Dall’indagine la funzione IT continua dunque ad avere in azienda un ruolo orientato al miglioramento dell’installato, attraverso lo sviluppo di nuove funzionalità e all’aggiornamento di sistemi e applicazioni, mentre gli investimenti nell’area dati tendono a svilupparsi attraverso altre strade, spesso collegate direttamente alle funzioni di business.
IT manager a metà tra la tradizione e il futuro
Per quanto riguarda l’attività di gestione e analisi dati da parte dell’IT si denota, quindi, un taglio prevalentemente “tradizionale”, orientato soprattutto all’analisi interna dei “core data” (dati strutturati provenienti soprattutto dall’ambito finanziario e commerciale), con strumenti quali le piattaforme di Business Intelligence (55%) e con strumenti avanzati di Business Analytics (13%).
Si prevede d’altra parte che l’uso di strumenti più avanzati aumenterà nei prossimi anni, anche a fronte del fatto che il 36% delle aziende dichiarano di considerare in prospettiva i Big Data e gli Analytics come aree di maggiore investimento per il futuro.
Infine, forte rimane la preoccupazione nell’area della Cybersecurity, che risulta una delle aree di maggiore investimento per il 35% delle imprese.
Il 27% di rispondenti ha dichiarato di stare investendo in servizi di cloud computing, contro il 28% che afferma di stare investendo nell’ambito delle infrastrutture ICT in-house.
In questo contesto emerge dunque come le imprese intervistate stiano spendendo – sia internamente sia esternamente – soprattutto per il mantenimento e lo sviluppo dell’esistente, a discapito dello sviluppo di nuove applicazioni.

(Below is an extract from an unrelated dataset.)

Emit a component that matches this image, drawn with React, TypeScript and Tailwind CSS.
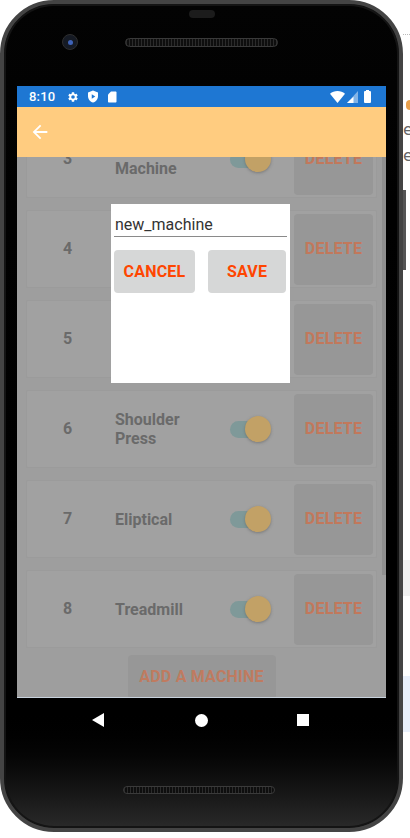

Rispetto al tema delle competenze e delle figure professionali necessarie nel medio lungo periodo nell’ambito del digitale e dell’informatica, dall’analisi emerge come le aziende del campione prevedono di avere bisogno nei prossimi anni soprattutto di figure nell’ambito della cybersecurity (46%), della data science (39%), dell’IoT (15%). Solo l’11% ritiene che non vi sarà bisogno di nuove figure.